Drive along it today and the highways still climb those banks, exposing long stretches of river and valley and hills that look unspoiled except for the railroad tracks or the smoke of a distant plant.
It's a different story in industrial towns that line the river. The huge walls of the steel mills block the view.
Even where communities have torn down inactive mills and factories, the distance from street to river's edge is so great that the water remains invisible. Only the odd road, ducking under a trestle, will take you there.
A modern-day resident of McKeesport reflects on the same scene, in language almost as poetic:
"When I look at the rivers, I try to see the qualities that Jehovah intended before man messed it up."
Rivers crisscross the city, carving the land into districts and neighborhoods. It was natural for immigrants to settle down together. These insular communities - friendly but parochial - exist cheek by jowl with the rivers that brought ships and goods from western New York to the mouth of the Mississippi.

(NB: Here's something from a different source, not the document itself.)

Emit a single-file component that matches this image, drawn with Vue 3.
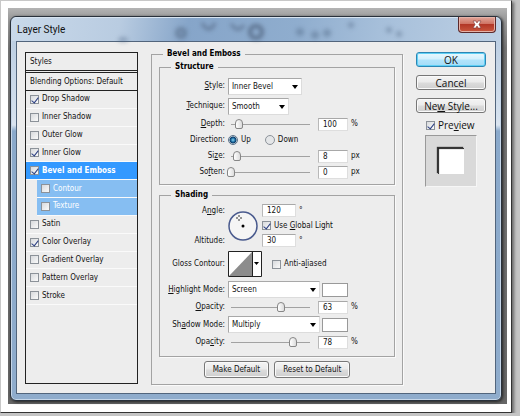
<script setup>
import { reactive, ref } from 'vue'

const effects = reactive([
  { id: 'drop', name: 'Drop Shadow', on: true },
  { id: 'inner-shadow', name: 'Inner Shadow', on: false },
  { id: 'outer-glow', name: 'Outer Glow', on: false },
  { id: 'inner-glow', name: 'Inner Glow', on: true },
  { id: 'bevel', name: 'Bevel and Emboss', on: true, active: true },
  { id: 'contour', name: 'Contour', on: false, sub: true },
  { id: 'texture', name: 'Texture', on: false, sub: true },
  { id: 'satin', name: 'Satin', on: false },
  { id: 'color', name: 'Color Overlay', on: true },
  { id: 'gradient', name: 'Gradient Overlay', on: false },
  { id: 'pattern', name: 'Pattern Overlay', on: false },
  { id: 'stroke', name: 'Stroke', on: false }
])

const bevel = reactive({
  style: 'Inner Bevel',
  technique: 'Smooth',
  depth: 100,
  direction: 'up',
  size: 8,
  soften: 0,
  angle: 120,
  altitude: 30,
  globalLight: true,
  antiAliased: false,
  highlight: 'Screen',
  highlightOpacity: 63,
  shadow: 'Multiply',
  shadowOpacity: 78
})
const preview = ref(true)
</script>

<template>
  <div class="page">
    <div class="backdrop">
      <div class="window">
        <header class="titlebar">
          <svg class="blobs" width="400" height="24" viewBox="0 0 400 24" aria-hidden="true">
            <g fill="none" stroke="#3f5069">
              <circle cx="169" cy="15" r="4" stroke-width="4" opacity=".45" />
              <path d="M190 5q7 12 13 0M219 6q7 10 13 1" stroke-width="3" opacity=".5" />
              <circle cx="244" cy="14" r="6" stroke-width="4" opacity=".6" />
            </g>
            <g fill="#4b617f" opacity=".4">
              <circle cx="288" cy="14" r="4" />
              <circle cx="303" cy="17" r="4" />
              <circle cx="315" cy="15" r="4" />
              <circle cx="339" cy="7" r="3" />
              <circle cx="377" cy="12" r="3" />
              <circle cx="387" cy="16" r="3" />
              <ellipse cx="111" cy="22" rx="5" ry="3" />
            </g>
          </svg>
          <h1>Layer Style</h1>
          <button class="close" type="button" aria-label="Close">
            <svg width="10" height="9" viewBox="0 0 10 9">
              <path d="M1 1h3l1 2 1-2h3L7 4.500l2 3.500H6L5 6 4 8H1l2-3.500z" fill="#fff" stroke="#7c3433" stroke-width=".6" />
            </svg>
          </button>
        </header>

        <main class="content">
          <nav class="styles">
            <div class="styles-head">Styles</div>
            <div class="styles-head blending">Blending Options: Default</div>
            <ul>
              <li v-for="e in effects" :key="e.id" :class="{ active: e.active, sub: e.sub }">
                <label><input v-model="e.on" type="checkbox">{{ e.name }}</label>
              </li>
            </ul>
          </nav>

          <fieldset class="panel">
            <legend>Bevel and Emboss</legend>

            <fieldset class="group structure">
              <legend>Structure</legend>
              <div class="row tall">
                <label class="name" for="style"><u>S</u>tyle:</label>
                <span class="select w-style">
                  <select id="style" v-model="bevel.style"><option>Inner Bevel</option></select>
                </span>
              </div>
              <div class="row tall">
                <label class="name" for="technique"><u>T</u>echnique:</label>
                <span class="select w-tech">
                  <select id="technique" v-model="bevel.technique"><option>Smooth</option></select>
                </span>
              </div>
              <div class="row">
                <label class="name" for="depth"><u>D</u>epth:</label>
                <input v-model.number="bevel.depth" type="range" max="1000" aria-label="Depth slider">
                <input id="depth" v-model="bevel.depth" class="num" type="text"><span class="unit">%</span>
              </div>
              <div class="row">
                <span class="name">Direction:</span>
                <label class="radio"><input v-model="bevel.direction" type="radio" name="dir" value="up">Up</label>
                <label class="radio"><input v-model="bevel.direction" type="radio" name="dir" value="down">Down</label>
              </div>
              <div class="row">
                <label class="name" for="size">Si<u>z</u>e:</label>
                <input v-model.number="bevel.size" type="range" max="100" aria-label="Size slider">
                <input id="size" v-model="bevel.size" class="num" type="text"><span class="unit">px</span>
              </div>
              <div class="row">
                <label class="name" for="soften">So<u>f</u>ten:</label>
                <input v-model.number="bevel.soften" type="range" max="16" aria-label="Soften slider">
                <input id="soften" v-model="bevel.soften" class="num" type="text"><span class="unit">px</span>
              </div>
            </fieldset>

            <fieldset class="group shading">
              <legend>Shading</legend>
              <div class="light">
                <label class="name" for="angle">A<u>n</u>gle:</label>
                <svg class="dial" width="30" height="30" viewBox="0 0 30 30" aria-hidden="true">
                  <circle cx="15" cy="15" r="14" fill="#f5f5f5" stroke="#4a5b8e" stroke-width="1.500" />
                  <circle cx="15" cy="15" r="1.500" fill="#000" />
                  <path d="M11 4v2M11 8v2M8 7h2M12 7h2" stroke="#333" />
                </svg>
                <div class="cell"><input id="angle" v-model="bevel.angle" class="num wide" type="text"><span class="unit">°</span></div>
                <label class="cell check"><input v-model="bevel.globalLight" type="checkbox"><span>Use <u>G</u>lobal Light</span></label>
                <label class="name altitude" for="altitude">Altitude:</label>
                <div class="cell"><input id="altitude" v-model="bevel.altitude" class="num wide" type="text"><span class="unit">°</span></div>
              </div>
              <div class="row gloss">
                <span class="name">Gloss Contour:</span>
                <button class="contour" type="button" aria-label="Gloss Contour">
                  <svg width="34" height="26" viewBox="0 0 34 26">
                    <path d="M0 0h34v26H0z" fill="#fff" />
                    <path d="M1 25L24 1v24z" fill="#8c8c8c" />
                    <path d="M24.500 0v26" stroke="#222" />
                    <path d="M26 11h5l-2.500 3z" fill="#000" />
                    <path d="M.5.5h33v25H.5z" fill="none" stroke="#222" />
                  </svg>
                </button>
                <label class="check anti"><input v-model="bevel.antiAliased" type="checkbox"><span>Anti-a<u>l</u>iased</span></label>
              </div>
              <div class="row blend">
                <label class="name" for="highlight"><u>H</u>ighlight Mode:</label>
                <span class="select w-mode">
                  <select id="highlight" v-model="bevel.highlight"><option>Screen</option></select>
                </span>
                <button class="swatch" type="button" aria-label="Highlight color"></button>
              </div>
              <div class="row">
                <label class="name" for="hi-opacity"><u>O</u>pacity:</label>
                <input v-model.number="bevel.highlightOpacity" type="range" max="100" aria-label="Highlight opacity slider">
                <input id="hi-opacity" v-model="bevel.highlightOpacity" class="num" type="text"><span class="unit">%</span>
              </div>
              <div class="row blend">
                <label class="name" for="shadow">Sh<u>a</u>dow Mode:</label>
                <span class="select w-mode">
                  <select id="shadow" v-model="bevel.shadow"><option>Multiply</option></select>
                </span>
                <button class="swatch" type="button" aria-label="Shadow color"></button>
              </div>
              <div class="row">
                <label class="name" for="sh-opacity">Opa<u>c</u>ity:</label>
                <input v-model.number="bevel.shadowOpacity" type="range" max="100" aria-label="Shadow opacity slider">
                <input id="sh-opacity" v-model="bevel.shadowOpacity" class="num" type="text"><span class="unit">%</span>
              </div>
            </fieldset>

            <div class="defaults">
              <button class="btn small" type="button">Make Default</button>
              <button class="btn small" type="button">Reset to Default</button>
            </div>
          </fieldset>

          <aside class="actions">
            <button class="btn ok" type="button">OK</button>
            <button class="btn" type="button">Cancel</button>
            <button class="btn" type="button">Ne<u>w</u> Style...</button>
            <label class="check preview"><input v-model="preview" type="checkbox"><span>Pre<u>v</u>iew</span></label>
            <div class="thumb"><div class="thumb-square"></div></div>
          </aside>
        </main>
      </div>
    </div>
  </div>
</template>

<style>
body { margin: 0; background: #c4c4c4; }
</style>

<style scoped>
* { box-sizing: border-box; }
.page {
  min-height: calc(100vh - 4px);
  margin-right: 8px;
  padding: 7px 4px 8px 7px;
  display: flex;
  background: #fff;
  border: 1px solid #c8c8c8;
  border-right-color: #333;
  border-bottom-color: #333;
  box-shadow: 2px 2px 3px #666;
  font-family: "DejaVu Sans Condensed", "DejaVu Sans", sans-serif;
  font-stretch: condensed;
  font-size: 8px;
  line-height: 12px;
  color: #111;
}
.backdrop {
  flex: 1;
  display: flex;
  padding: 8px 5px 3px 2px;
  background: linear-gradient(#b4b4b4, #a0a0a0 8px, #777 40px, #666);
}
.window {
  flex: 1;
  display: flex;
  flex-direction: column;
  padding: 0 5px 6px;
  border: 1px solid #29313b;
  border-radius: 6px;
  background: linear-gradient(#b5c9df, #d5e1ee 100px, #dbe5f0 108px, #8aa9cb 114px, #8faccc);
  box-shadow: inset 0 0 0 1px #c6d6e8, 1px 1px 3px #222;
}
.titlebar {
  position: relative;
  height: 24px;
  margin: 0 -4px;
  display: flex;
  justify-content: space-between;
  background: linear-gradient(100deg, #c9d9ea, #b9cce1 22%, #86a5c9 36%, #8fadce 58%, #a6bfda 75%, #bdd0e4);
  border-radius: 5px 5px 0 0;
  border-top: 1px solid #d8e4f0;
}
.blobs { position: absolute; top: 0; left: 0; filter: blur(2px); }
h1 {
  position: relative;
  margin: 4px 0 0 5px;
  font: 10px/16px Roboto, sans-serif;
}
.close {
  position: relative;
  width: 38px;
  height: 16px;
  margin: -1px 4px 0 0;
  padding: 0;
  display: flex;
  align-items: center;
  justify-content: center;
  background: linear-gradient(#e2a79a, #cf7465 45%, #b23727 50%, #c9583f);
  border: 1px solid #5c2a2c;
  border-top: 0;
  border-radius: 0 0 4px 4px;
  box-shadow: inset 0 0 0 1px #e6b3a8;
}
.content {
  flex: 1;
  display: flex;
  align-items: stretch;
  padding: 8px 9px 8px 8px;
  background: #ededed;
  border: 1px solid #52657c;
}

/* effect list */
.styles {
  width: 113px;
  margin: 2px 13px 1px 0;
  border: 1px solid #222;
}
.styles-head {
  height: 18px;
  padding-left: 4px;
  line-height: 17px;
  border-bottom: 1px solid #222;
}
.blending { height: 19px; margin-top: 1px; border-top: 1px solid #222; }
ul {
  height: 214px;
  margin: 0;
  padding: 0;
  list-style: none;
  display: grid;
  grid-auto-rows: 1fr;
}
li { border-bottom: 1px solid #fafafa; }
li label { display: flex; align-items: center; gap: 3px; height: 100%; padding-left: 4px; }
li.active { background: #3399ff; color: #fff; font-weight: bold; }
li.sub { margin-left: 11px; background: #86bef2; color: #fff; }

input { margin: 0; font: inherit; color: inherit; }
button, select { font: inherit; color: inherit; }
input[type="checkbox"] {
  appearance: none;
  flex: none;
  position: relative;
  width: 9px;
  height: 9px;
  border: 1px solid #8c9299;
  background: linear-gradient(135deg, #d8dadd, #fafafa);
}
input[type="checkbox"]:checked::after {
  content: "";
  position: absolute;
  left: 2px;
  top: 0;
  width: 3px;
  height: 6px;
  border: solid #2b3f83;
  border-width: 0 1px 1px 0;
  transform: rotate(38deg);
}

/* settings */
fieldset {
  min-width: 0;
  margin: 0;
  padding: 0;
  border: 1px solid #a3a3a3;
  box-shadow: 1px 1px 0 #fafafa;
}
legend { padding: 0 4px; font-weight: bold; color: #000; }
.panel { flex: 1; padding: 0 7px; margin-top: -2px; }
.panel > legend { margin-left: 4px; }
.group legend { margin-left: 11px; }
.structure { margin-top: 1px; padding: 3px 0 4px; }
.shading { margin-top: 4px; padding: 2px 0 6px; }
.row { display: flex; align-items: center; height: 16px; }
.row.tall { height: 20px; }
.row.blend { height: 19px; }
.row.gloss { height: 32px; }
.name { flex: none; width: 65px; margin-right: 3px; text-align: right; white-space: nowrap; }
u { text-underline-offset: 1px; }
.select { position: relative; height: 17px; }
.select::after {
  content: "";
  position: absolute;
  right: 4px;
  top: 7px;
  border: solid transparent;
  border-width: 4px 3px 0;
  border-top-color: #000;
  pointer-events: none;
}
select {
  appearance: none;
  display: block;
  width: 100%;
  height: 17px;
  padding: 1px 12px 0 3px;
  background: #fff;
  border: 1px solid #dcdcdc;
  border-top-color: #a8a8a8;
  border-left-color: #a8a8a8;
  border-radius: 0;
}
.w-style { width: 74px; }
.w-tech { width: 61px; }
.w-mode { width: 92px; }

input[type="range"] {
  appearance: none;
  flex: none;
  width: 87px;
  height: 12px;
  margin: 0 4px 0 -1px;
  background: linear-gradient(#a2a2a2, #a2a2a2) center / 79px 1px no-repeat;
}
input[type="range"]::-webkit-slider-thumb {
  appearance: none;
  width: 8px;
  height: 10px;
  border: 1px solid #868686;
  border-radius: 4px 4px 2px 2px;
  background: linear-gradient(90deg, #fff, #dcdcdc);
}
.num {
  width: 30px;
  height: 13px;
  padding: 0 0 0 4px;
  background: #fff;
  border: 1px solid #dedede;
  border-top-color: #a8a8a8;
  border-left-color: #b8b8b8;
}
.num.wide { width: 34px; }
.unit { margin-left: 3px; }
.radio { display: flex; align-items: center; gap: 3px; margin-right: 14px; }
.radio input {
  appearance: none;
  width: 10px;
  height: 10px;
  border: 1px solid #8c9299;
  border-radius: 50%;
  background: #e4e6e8;
}
.radio input:checked {
  border-color: #5c7389;
  background: radial-gradient(circle at 4px 4px, #8fd6f2, #1c6ea3 2px, #0d3a66 3px, #e8eef2 4px);
}
.light {
  display: grid;
  grid-template-columns: 65px 30px 1fr;
  grid-template-rows: 15px 15px 15px;
  column-gap: 3px;
  align-items: center;
}
.light .name { margin: 0; }
.dial { grid-area: 1 / 2 / 4 / 3; }
.light .cell { grid-column: 3; display: flex; align-items: center; margin-left: 1px; }
.altitude { grid-area: 3 / 1; }
.check { display: flex; align-items: center; gap: 3px; white-space: nowrap; }
.contour { padding: 0; border: 0; background: none; display: flex; }
.anti { margin-left: 10px; }
.swatch {
  width: 26px;
  height: 14px;
  margin-left: 2px;
  padding: 0;
  background: #fff;
  border: 1px solid #999;
}
.defaults { display: flex; justify-content: center; gap: 5px; padding: 4px 0 6px; }

/* buttons */
.btn {
  height: 15px;
  padding: 0;
  font: 10px/12px "Open Sans", sans-serif;
  background: linear-gradient(#f4f4f4, #ebebeb 48%, #dcdcdc 52%, #cfcfcf);
  border: 1px solid #777;
  border-radius: 3px;
  box-shadow: inset 0 0 0 1px #fafafa;
}
.btn.small { height: 17px; padding: 0 8px; font: inherit; }
.btn.ok {
  background: linear-gradient(#e9f8fe, #d2f0fd 48%, #b2e4fb 52%, #a5dcf7);
  border-color: #2c86b4;
  box-shadow: inset 0 0 0 1px #5fd0f5;
}
.actions { width: 70px; margin: 2px 0 0 13px; display: flex; flex-direction: column; }
.actions .btn { margin-bottom: 8px; }
.preview { margin: -2px 0 0 10px; font: 10px/12px "Open Sans", sans-serif; }
.thumb {
  width: 52px;
  height: 52px;
  margin: 4px 0 0 9px;
  display: flex;
  align-items: center;
  justify-content: center;
  background: #d9d9d9;
  border: 1px solid #f6f6f6;
  border-top-color: #999;
  border-left-color: #999;
}
.thumb-square { width: 26px; height: 26px; background: #fff; box-shadow: inset 1px 1px 1px #222, -1px -1px 1px #333; }
</style>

The Allegheny is a fast-moving river. The Monongahela is slow. In the old days, rivers fluctuated wildly depending on the season and the weather. The Ohio River at Sewickley has recorded from as little as 1,800 cubic feet per second to as much as 574,000 cubic feet per second when the St. Patrick's Day flood of 1936 hit Pittsburgh.
That flood, the equivalent of 61 modern-day Niagara Falls, prompted a get-tough attitude toward flood control. Today, the rivers are really a series of pools - tightly regulated by an extensive system of dams, locks, and holding reservoirs.
According to Dale Moore, assistant lockmaster of Dashields Lock and Dam in Glenwillard, "Anything and everything passes through here.... A guy carried a baseball from Pittsburgh to Cincinnati on a jet ski.... People kayak the length of the Ohio.... Once we had a beaver. A tow was coming and we were afraid he'd get crushed. The tow was far enough away so we drained the channel and he went swimming on through."
American Rivers does not list the Ohio as one of the 10 most endangered and threatened rivers of 1992 (although it's still threatened, the conservation group says).
Walk up to Ed, the parking lot attendant just across the Allegheny from downtown Pittsburgh, and he'll tell you about feeding the ducks. "You can look down the side and see the bottom of the river," he says. "You couldn't do that before." Upriver, the Three Rivers Rowing Association is reviving a sport that flourished in the second half of the 19th century.
"Once a river becomes a working river, it's devil-take-the-hindmost, really," says Joel Tarr, professor of urban studies at Carnegie Mellon University.
"You had a combination of acid mine drainage with municipal wastes and industrial waste.... The rivers were probably at their worst from the period of 1890 up until after the period of the Second World War."
In his 1836 book "A Pleasant Peregrination through the Prettiest Parts of Pennsylvania," Philip Nicklin complained about Pittsburgh's disruption of the natural landscape:
"The Pittsburghers have committed an error in not rescuing from the service of Mammon, a triangle of thirty or forty acres at the junction of the Allegheny and Monongahela, and devoting it to the purposes of recreation."
That idea didn't take hold until after World War II. In two dramatic leaps of urban renewal, known as Renaissance I and II, the city rebuilt its downtown and cut down its pollution. As steelmaking and manufacturing declined, the air and rivers got cleaner. Pittsburgh is still the nation's largest inland harbor. (Chicago and other deep-draft ports are in a different category.) The city finally got around to dedicating a park on the point where the Allegheny and the Monongahela rivers meet in 1974.
Jake Haulk, senior vice president of Mellon Bank, says that from his old 52nd-story office overlooking the point, "I remember seeing my first 18-barge tow hook up and wondering how in the heck they could maneuver those things. I remember watching my first boat-plane landing on the river, coming up over the West End bridge. I remember the day it [the river] had the whole Point State Park under water.... Over a period of seven years you are going to see every condition of the rivers.... They have a certain
rhythm. The seasons come and go and the river keeps moving out to sea." Some of the quotes used above come from two books: Robert C. Alberts's "The Shaping of the Point," 1980, and Stefan Lorant's "Pittsburgh: The Story of an American City," 1975.